I arrived in Canada some time before the conference to see a bit of the country, and to shed any sign of jetlag before the start of the developer summit (a lesson I learned from my previous BSDCan trip). At the “Goat BoF” the day before the start of the developer summit I met many familiar faces, and was able to meet some people I knew by name but had never met in person before.
The next day was marked the start of the devsummit. It’s hard to find a better place to get things done than in this inspiring atmosphere, single-mindedly focused on FreeBSD. Uninterrupted FreeBSD time is something I usually lack, so I managed to make a progress on a few of my long-standing TODO items, most notably the export of the OpenBSM repository from the FreeBSD Perforce server to git. The issues this presented on previous attempts were still there, but this time I was able to get it done and, after some more work after the conference, the repository has finally moved to GitHub. Another thing I explored was using BHyVe as a provider for Vagrant, a popular tool for creating reproducible development environments.
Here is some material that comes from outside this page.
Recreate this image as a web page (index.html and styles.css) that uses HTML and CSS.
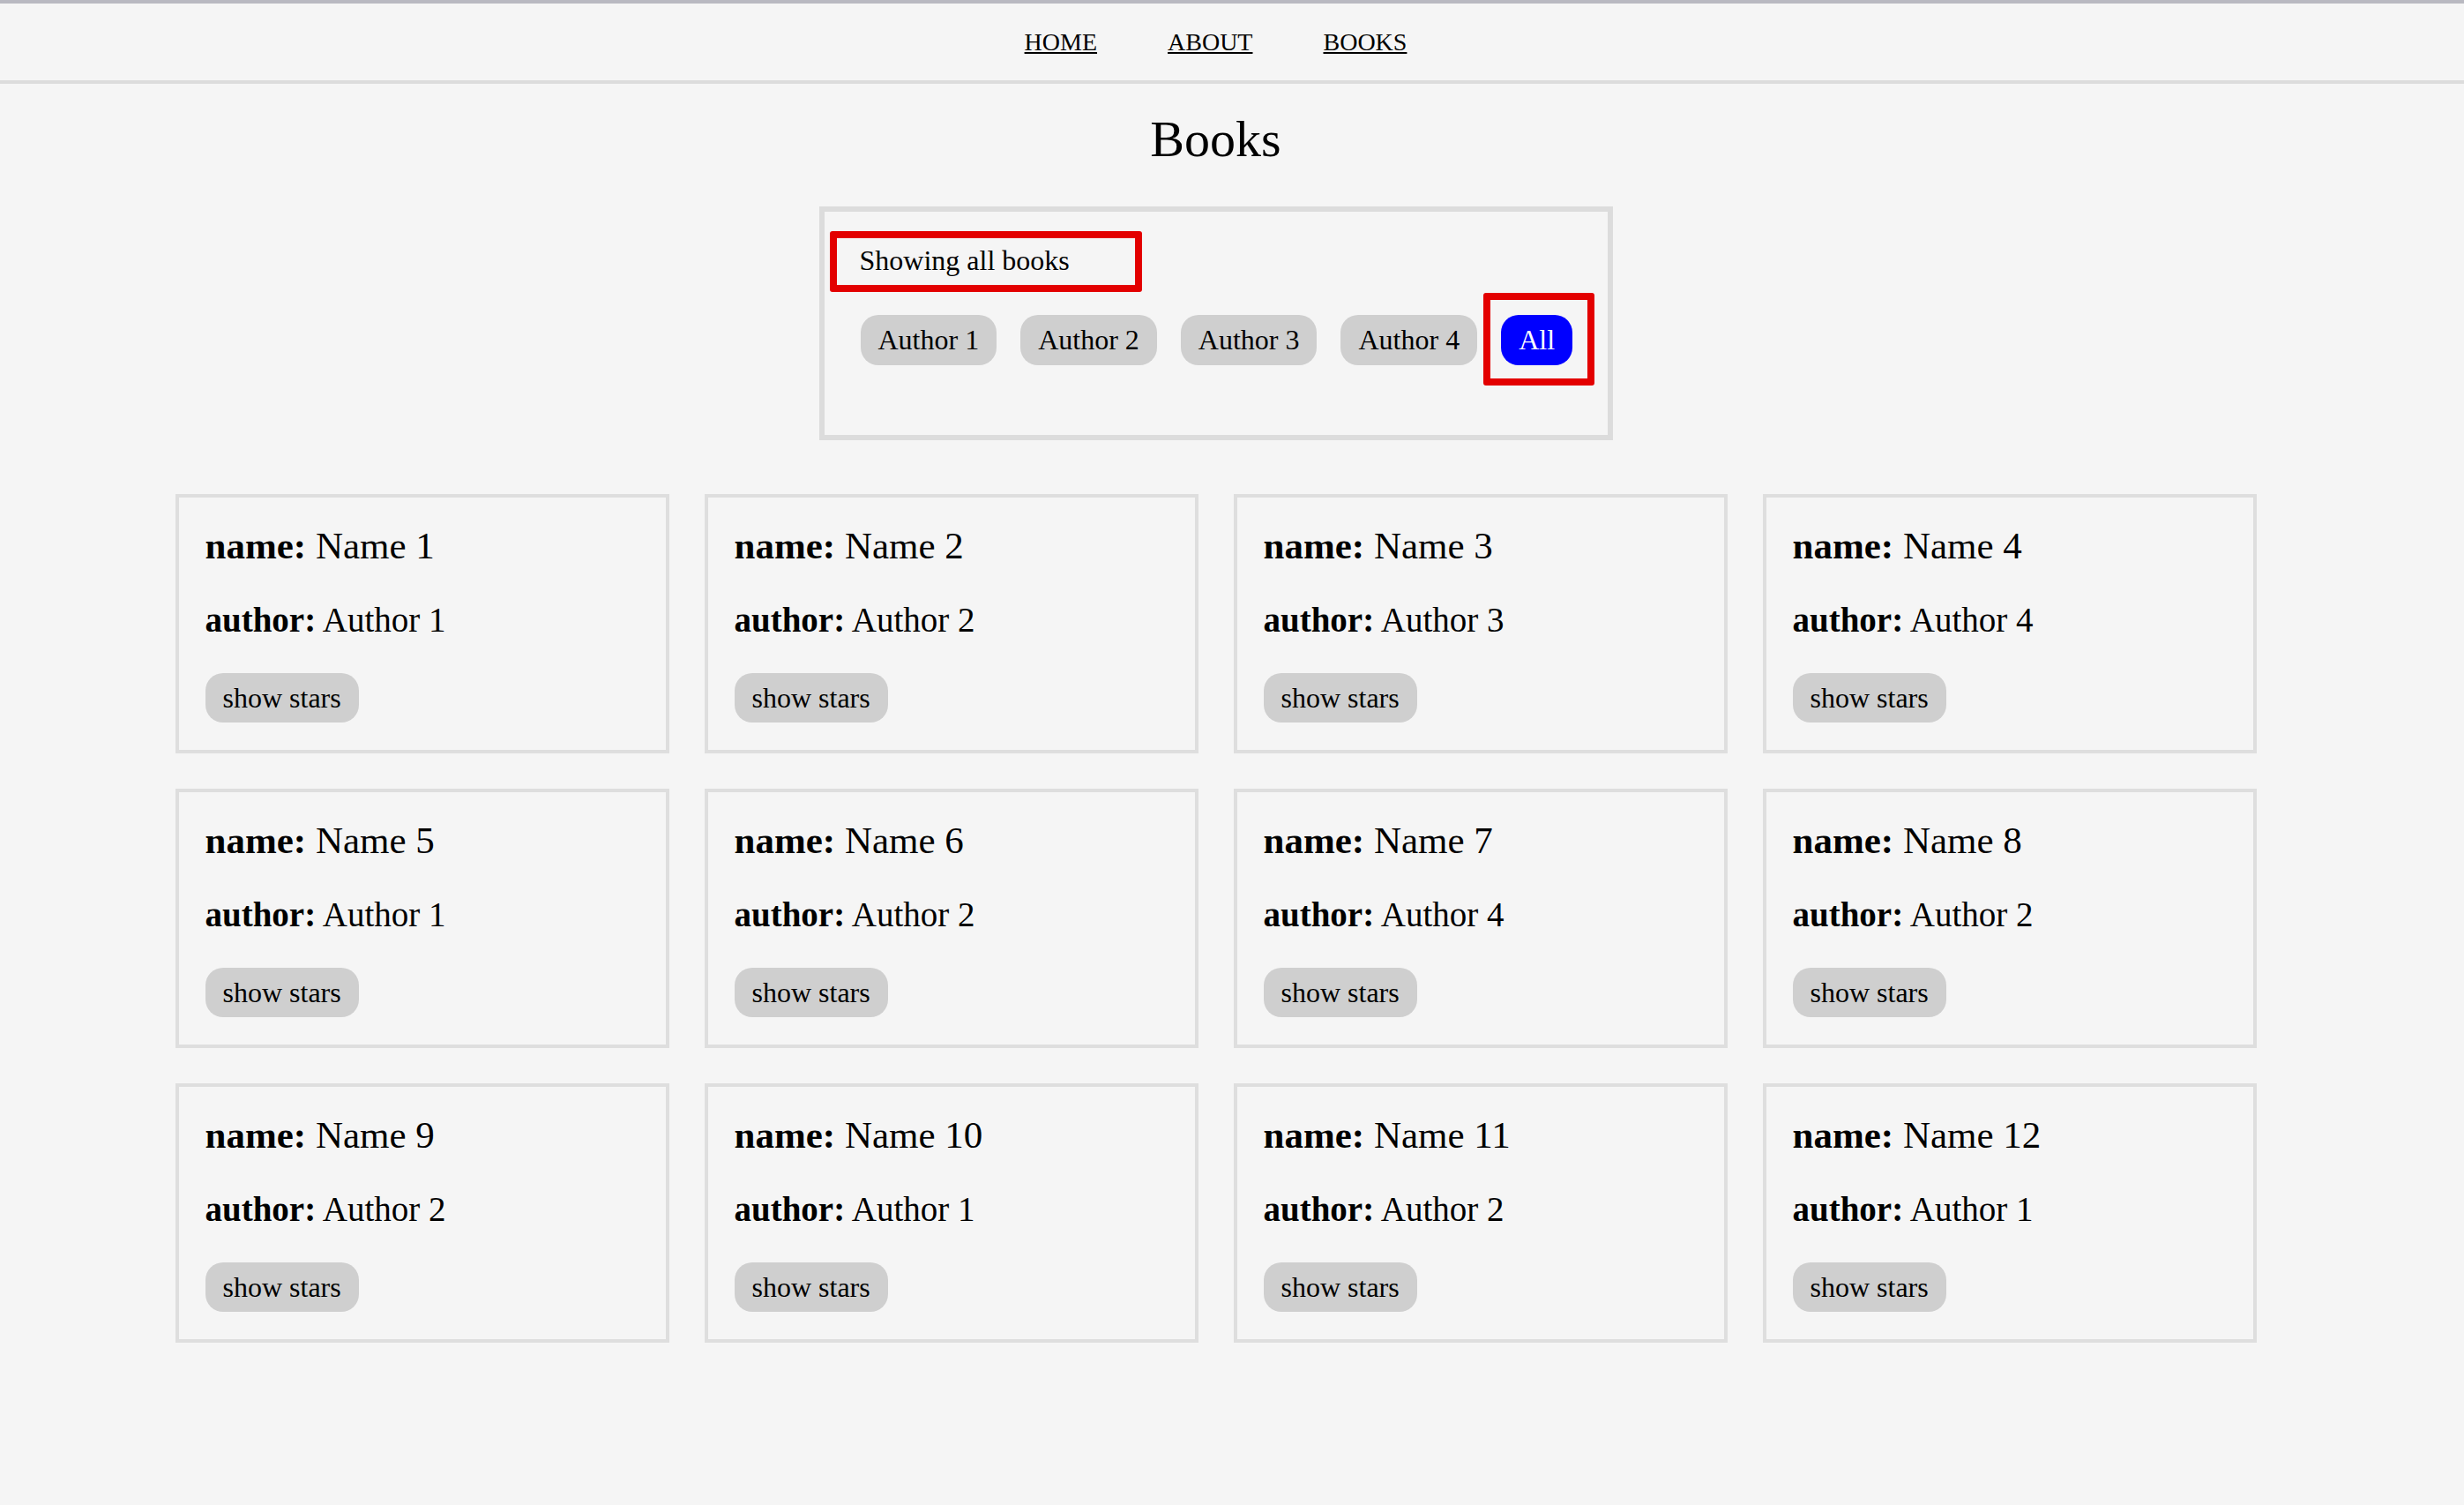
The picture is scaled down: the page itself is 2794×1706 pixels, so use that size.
FILE: index.html
```html
<!DOCTYPE html>
<html lang="en">
<head>
<meta charset="utf-8">
<title>Books</title>
<link rel="stylesheet" href="styles.css">
</head>
<body>
<header class="site-header">
  <nav class="nav">
    <a href="#" class="nav-link">HOME</a>
    <a href="#" class="nav-link">ABOUT</a>
    <a href="#" class="nav-link">BOOKS</a>
  </nav>
</header>
<main class="page">
  <h1 class="title">Books</h1>
  <section class="filter">
    <p class="filter-status"><span class="filter-text">Showing all books</span></p>
    <div class="filter-buttons">
      <button class="pill">Author 1</button>
      <button class="pill">Author 2</button>
      <button class="pill">Author 3</button>
      <button class="pill">Author 4</button>
      <span class="highlight"><button class="pill pill-active">All</button></span>
    </div>
  </section>
  <section class="grid">
    <article class="card"><p class="card-name"><b>name:</b> Name 1</p><p class="card-author"><b>author:</b> Author 1</p><button class="pill">show stars</button></article>
    <article class="card"><p class="card-name"><b>name:</b> Name 2</p><p class="card-author"><b>author:</b> Author 2</p><button class="pill">show stars</button></article>
    <article class="card"><p class="card-name"><b>name:</b> Name 3</p><p class="card-author"><b>author:</b> Author 3</p><button class="pill">show stars</button></article>
    <article class="card"><p class="card-name"><b>name:</b> Name 4</p><p class="card-author"><b>author:</b> Author 4</p><button class="pill">show stars</button></article>
    <article class="card"><p class="card-name"><b>name:</b> Name 5</p><p class="card-author"><b>author:</b> Author 1</p><button class="pill">show stars</button></article>
    <article class="card"><p class="card-name"><b>name:</b> Name 6</p><p class="card-author"><b>author:</b> Author 2</p><button class="pill">show stars</button></article>
    <article class="card"><p class="card-name"><b>name:</b> Name 7</p><p class="card-author"><b>author:</b> Author 4</p><button class="pill">show stars</button></article>
    <article class="card"><p class="card-name"><b>name:</b> Name 8</p><p class="card-author"><b>author:</b> Author 2</p><button class="pill">show stars</button></article>
    <article class="card"><p class="card-name"><b>name:</b> Name 9</p><p class="card-author"><b>author:</b> Author 2</p><button class="pill">show stars</button></article>
    <article class="card"><p class="card-name"><b>name:</b> Name 10</p><p class="card-author"><b>author:</b> Author 1</p><button class="pill">show stars</button></article>
    <article class="card"><p class="card-name"><b>name:</b> Name 11</p><p class="card-author"><b>author:</b> Author 2</p><button class="pill">show stars</button></article>
    <article class="card"><p class="card-name"><b>name:</b> Name 12</p><p class="card-author"><b>author:</b> Author 1</p><button class="pill">show stars</button></article>
  </section>
</main>
</body>
</html>
```

FILE: styles.css
```css
*, *::before, *::after {
  box-sizing: border-box;
}

html, body {
  margin: 0;
  padding: 0;
  background: #f5f5f5;
  color: #000;
  font-family: "Liberation Serif", "Times New Roman", serif;
}

body {
  min-height: 1706px;
}

.site-header {
  border-top: 4px solid #b9b9c1;
  border-bottom: 4px solid #dcdcdc;
  padding: 28px 37px 27px 0;
}

.nav {
  display: flex;
  justify-content: center;
  gap: 80px;
  font-size: 28px;
  line-height: 32px;
}

.nav-link {
  color: #000;
  text-decoration: underline;
}

.page {
  display: flex;
  flex-direction: column;
  align-items: center;
  padding-right: 37px;
}

.title {
  font-size: 58px;
  font-weight: normal;
  line-height: 66px;
  margin: 30px 0 43px;
}

.filter {
  width: 900px;
  border: 6px solid #dcdcdc;
  padding: 37px 40px 79px;
  display: flex;
  flex-direction: column;
  align-items: flex-start;
}

.filter-status {
  margin: 0 0 43px;
  font-size: 32px;
  line-height: 37px;
}

.filter-text {
  position: relative;
  display: inline-block;
}

.filter-text::after {
  content: "";
  position: absolute;
  left: -34px;
  top: -15px;
  width: 354px;
  height: 69px;
  border: 8px solid #e30000;
  border-radius: 3px;
}

.filter-buttons {
  display: flex;
  gap: 27px;
  align-items: center;
  padding-left: 1px;
  white-space: nowrap;
}

.filter-buttons > * {
  flex-shrink: 0;
}

.highlight {
  position: relative;
  display: inline-flex;
}

.highlight::after {
  content: "";
  position: absolute;
  left: -20px;
  top: -25px;
  width: 126px;
  height: 105px;
  border: 8px solid #e30000;
  border-radius: 3px;
}

.pill {
  font-family: "Liberation Serif", "Times New Roman", serif;
  font-size: 32px;
  line-height: 37px;
  padding: 10px 20px;
  border: none;
  border-radius: 20px;
  background: #cfcfcf;
  color: #000;
  margin: 0;
  white-space: nowrap;
}

.pill-active {
  background: #0000ff;
  color: #fff;
}

.grid {
  display: grid;
  grid-template-columns: repeat(4, 560px);
  gap: 40px;
  margin-top: 61px;
}

.card {
  border: 4px solid #dedede;
  padding: 30px;
  display: flex;
  flex-direction: column;
  align-items: flex-start;
  height: 294px;
}

.card-name {
  font-size: 43px;
  line-height: 49px;
  margin: 0 0 37px;
}

.card-author {
  font-size: 39px;
  line-height: 45px;
  margin: 0 0 38px;
}

.card .pill {
  line-height: 36px;
}
```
On the second day of the summit, I participated in the documentation working group. It was great to finally meet some of the most active people in the last few years. We had a productive day with Warren Block as ring leader, discussing topics ranging from translation, over the doc toolchain, to manpages. A special treat was the presence of Ingo Schwarze from the OpenBSD project and maintainer of the mandoc package, as well as Ryan Lortie from GNOME. Having outside experiences definitely benefited the discussion. One of my goals was discussing moving the release documentation from the source repository to the doc repository, to allow us to make corrections after a release. It was a good discussion, and Hiroki Sato explained some issues I had not considered beforehand.
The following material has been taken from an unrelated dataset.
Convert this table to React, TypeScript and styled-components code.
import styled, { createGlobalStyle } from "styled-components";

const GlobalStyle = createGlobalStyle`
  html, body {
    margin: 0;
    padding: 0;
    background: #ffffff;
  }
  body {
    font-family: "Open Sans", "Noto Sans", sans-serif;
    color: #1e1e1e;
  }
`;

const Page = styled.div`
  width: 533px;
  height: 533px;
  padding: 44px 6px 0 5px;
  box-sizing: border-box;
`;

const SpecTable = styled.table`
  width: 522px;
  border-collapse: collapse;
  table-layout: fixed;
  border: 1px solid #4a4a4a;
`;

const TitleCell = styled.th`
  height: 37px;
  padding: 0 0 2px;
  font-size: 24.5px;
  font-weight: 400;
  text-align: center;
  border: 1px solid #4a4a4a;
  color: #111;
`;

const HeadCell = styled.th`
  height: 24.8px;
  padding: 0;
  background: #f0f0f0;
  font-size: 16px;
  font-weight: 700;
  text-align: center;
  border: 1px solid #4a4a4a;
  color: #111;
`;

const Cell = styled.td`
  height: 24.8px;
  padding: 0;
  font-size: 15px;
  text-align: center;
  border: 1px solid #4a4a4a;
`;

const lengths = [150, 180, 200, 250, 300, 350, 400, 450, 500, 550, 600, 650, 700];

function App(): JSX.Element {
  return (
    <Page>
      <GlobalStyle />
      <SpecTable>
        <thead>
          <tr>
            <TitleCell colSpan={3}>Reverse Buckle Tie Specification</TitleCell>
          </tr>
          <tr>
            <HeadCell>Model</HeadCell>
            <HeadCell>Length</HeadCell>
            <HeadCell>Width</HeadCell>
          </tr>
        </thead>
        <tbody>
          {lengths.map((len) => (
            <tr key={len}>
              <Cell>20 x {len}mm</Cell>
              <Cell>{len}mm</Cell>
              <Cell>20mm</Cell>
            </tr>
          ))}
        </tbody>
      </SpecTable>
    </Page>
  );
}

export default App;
The conference itself was a fantastic. It does not happen every day that you have people like Stephen Bourne, Andrew Tanenbaum and Kirk McKusick under the same roof. There were many great talks, however the most interesting one for me was “Molecular Evolution, Genomic Analysis and FreeBSD”, given by Joseph Mingrone. I’m a graduate student in cancer genomics (the analysis of genetic data from cancer patients), which is a closely related field with many of the same issues and tools. Biological and medical research is dominated by Linux, with the problem that scientific researchers usually don’t write the best and most portable code. This makes it more difficult to use FreeBSD, as oftentimes one wants to try out software from the latest research paper. Combined with the fact that biological/medical datasets are oftentimes huge, performance really matters, ruling out virtualization. As it turns out, Joseph had the same experience but found that bhyve appears to have low enough overhead to make this feasible. My hope is that we can work together to make FreeBSD a better platform for this kind of research.
In the evenings, I spent time in the hacker and doc lounges where the discussions and the work continued.
All in all, the conference and the devsummit were a great success for me. I learned a lot, and it’s always astonishing how seeing the cool stuff other people have been working on motivates me to work on FreeBSD better myself. Thank you to the FreeBSD Foundation for making this trip possible!